Micromentarios | El hombre de la casa

Nunca pude decirle a ninguna de las dos cuánto he agradecido esa experiencia

18/10/22.- El día en que cumplí cinco años, mi madre y mi abuela me dijeron que, a partir de entonces, yo sería “El hombre de la casa”. Y me dieron responsabilidades, no directamente, sino como a un asesor a quien consultarían sobre ciertos aspectos de la vida cotidiana: si se compraba esto o lo otro; si en vez de pagar una sola deuda se amortiguaban dos o tres; si se reparaba el receptor de radio en lugar de adquirir otro, y cosas así.

Dos semanas antes de mi cumpleaños, mi madre me llevó a la tienda La Imperial, en la avenida Universidad de Caracas, para que eligiera el traje –blazer, camisa y pantalón–, que quisiera y la corbata que me gustara. Elegí uno marrón chocolate de leche, una camisa blanca de mangas largas y una corbata azul cielo y plateada. También unos zapatos negros de cuero, cuya superficie reflejaba borrosamente la realidad circundante.

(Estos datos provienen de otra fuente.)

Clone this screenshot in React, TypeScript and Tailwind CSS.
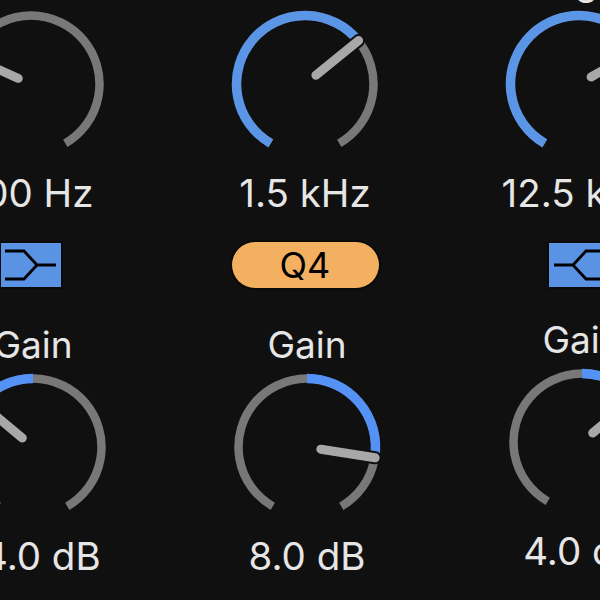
const START = -150;
const END = 150;

function polar(cx: number, cy: number, r: number, deg: number) {
  const rad = (deg * Math.PI) / 180;
  return [cx + r * Math.sin(rad), cy - r * Math.cos(rad)];
}

function arc(r: number, from: number, to: number) {
  const [x1, y1] = polar(80, 80, r, from);
  const [x2, y2] = polar(80, 80, r, to);
  const large = to - from > 180 ? 1 : 0;
  return `M ${x1} ${y1} A ${r} ${r} 0 ${large} 1 ${x2} ${y2}`;
}

interface KnobProps {
  angle: number;
  origin?: number;
  blue: string;
}

// origin: where the blue part of the ring begins (bipolar gain knobs start at 12 o'clock)
function Knob({ angle, origin = START, blue }: KnobProps) {
  const [nx1, ny1] = polar(80, 80, 14, angle);
  const [nx2, ny2] = polar(80, 80, 69, angle);
  const from = Math.min(origin, angle);
  const to = Math.max(origin, angle);
  return (
    <svg width="160" height="160" viewBox="0 0 160 160" fill="none" className="block shrink-0">
      <path d={arc(68.5, START, END)} stroke="#787878" strokeWidth="8.5" />
      <path d={arc(68.5, from, to)} stroke={blue} strokeWidth="9.5" />
      <line x1={nx1} y1={ny1} x2={nx2} y2={ny2} stroke="#101010" strokeWidth="13" strokeLinecap="round" />
      <line x1={nx1} y1={ny1} x2={nx2} y2={ny2} stroke="#a8a8a8" strokeWidth="9" strokeLinecap="round" />
    </svg>
  );
}

function RouteButton({ flip }: { flip?: boolean }) {
  return (
    <div className="flex h-[48px] w-[64px] items-center justify-center bg-[#0a0a0a]">
      <svg width="60" height="44" viewBox="0 0 60 44" fill="none" className={flip ? "block -scale-x-100" : "block"}>
        <rect width="60" height="44" fill="#5a92e4" />
        <path d="M4 8 H23 L36 22 H55 M4 36 H23 L36 22" stroke="#000" strokeWidth="2.8" />
      </svg>
    </div>
  );
}

const valueText = "text-[38.5px] leading-[40px] font-[420] text-[#e6e6e6] whitespace-nowrap text-center";
const labelText = "text-[37px] leading-[40px] font-[420] text-[#e6e6e6] whitespace-nowrap text-center";

export default function App() {
  return (
    <div
      className="h-[600px] w-[600px] overflow-hidden bg-[#101010]"
      style={{ fontFamily: '"Inter", "Liberation Sans", sans-serif' }}
    >
      <div className="-ml-[106px] flex w-[822px]">
        {/* low band */}
        <div className="flex w-[274px] flex-col items-center">
          <div className="h-[4px]" />
          <Knob angle={-66} blue="#5b95e5" />
          <div className={`${valueText} mt-[9px] h-[40px]`}>100 Hz</div>
          <div className="mt-[28px]">
            <RouteButton />
          </div>
          <div className="ml-[4px] flex flex-col items-center">
            <div className={`${labelText} mt-[36px]`}>Gain</div>
            <div className="mt-[2px]">
              <Knob angle={-50} origin={0} blue="#5592f5" />
            </div>
            <div className={`${valueText} mt-[9px]`}>-4.0 dB</div>
          </div>
        </div>

        {/* mid band */}
        <div className="flex w-[274px] flex-col items-center">
          <div className="h-[4px]" />
          <Knob angle={51} blue="#5b95e5" />
          <div className={`${valueText} mt-[9px] h-[40px]`}>1.5 kHz</div>
          <div className="mt-[28px] flex h-[48px] items-center">
            <div className="flex h-[46px] w-[147px] items-center justify-center rounded-full bg-[#f4b061] text-[36px] font-[420] text-black shadow-[0_0_0_2px_#0a0a0a]">
              Q4
            </div>
          </div>
          <div className="ml-[4px] flex flex-col items-center">
            <div className={`${labelText} mt-[36px]`}>Gain</div>
            <div className="mt-[2px]">
              <Knob angle={99} origin={0} blue="#5592f5" />
            </div>
            <div className={`${valueText} mt-[9px]`}>8.0 dB</div>
          </div>
        </div>

        {/* high band */}
        <div className="flex w-[274px] flex-col items-center">
          <div className={`${labelText} mt-[-38px] mb-[2px] h-[40px]`}>High</div>
          <Knob angle={60} blue="#5b95e5" />
          <div className={`${valueText} mt-[9px] h-[40px]`}>12.5 kHz</div>
          <div className="mt-[28px]">
            <RouteButton flip />
          </div>
          <div className="ml-[6px] flex flex-col items-center">
            <div className={`${labelText} mt-[31px]`}>Gain</div>
            <div className="mt-[2px]">
              <Knob angle={50} origin={0} blue="#5592f5" />
            </div>
            <div className={`${valueText} mt-[9px]`}>4.0 dB</div>
          </div>
        </div>
      </div>
    </div>
  );
}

El día de mi cumpleaños, mi madre y mi abuela me pidieron que me vistiera con esas prendas y que me sentara en uno de los sillones de la sala. Lo hice, y no olvido que mis pies no alcanzaban el suelo. Solo lo rozaba con la puntera del zapato al estirar una de las piernas.

A continuación, ambas, vestidas como para una fiesta, me hablaron de lo que significaba estar vivo, de las responsabilidades que esto acarreaba y de cómo yo, a partir de ese día, debía empezar a asumir las mías.

Supongo que mi madre vio mi cara de susto, pues se apresuró a aclararme que tales responsabilidades se limitarían a dos cosas: una, a iniciar mis estudios de primaria cuando mi salud lo permitiera y, dos, a participar de las decisiones que se tomaran en la economía hogareña.

Lo de mi salud hacía referencia a una curiosa alternancia de buena y mala salud casi cada semana. Entonces había varios días en los que me sentía de maravilla y, a continuación, otros tantos con malestar corporal y fiebres. La duración de estos lapsos oscilaba entre cinco y diez días, y su persistencia preocupaba a las dos.

Esto se solucionó cuando, a los siete años, me fueron extraídas las amígdalas, tal como desde hacía tiempo había aconsejado mi pediatra. 

No entendí bien a qué se refería eso de participar de las decisiones de la casa, pero pronto lo supe.

Nunca pude decirle a ninguna de las dos cuánto he agradecido esa experiencia. Honestamente, no la valoré hasta hace unos pocos años.

Cuando solicitaban mi parecer, me trataban como a un adulto y en verdad tomaban en cuenta lo que yo decía. Supongo que ya las decisiones estaban tomadas y que las mismas se regían por el sentido común. El mismo que, gracias a ellas, aprendí a aplicar tempranamente, y por eso mis consejos y sus acciones coincidían con las suyas.

A estas alturas de mi vida debo señalar que esa manifestación de confianza ha sido el hecho más importante en mi formación como ser humano. Echó los cimientos de mi autoestima, me hizo sentir útil y me enseñó que existir conlleva responsabilidades, para con uno mismo y para con quienes compartimos la existencia.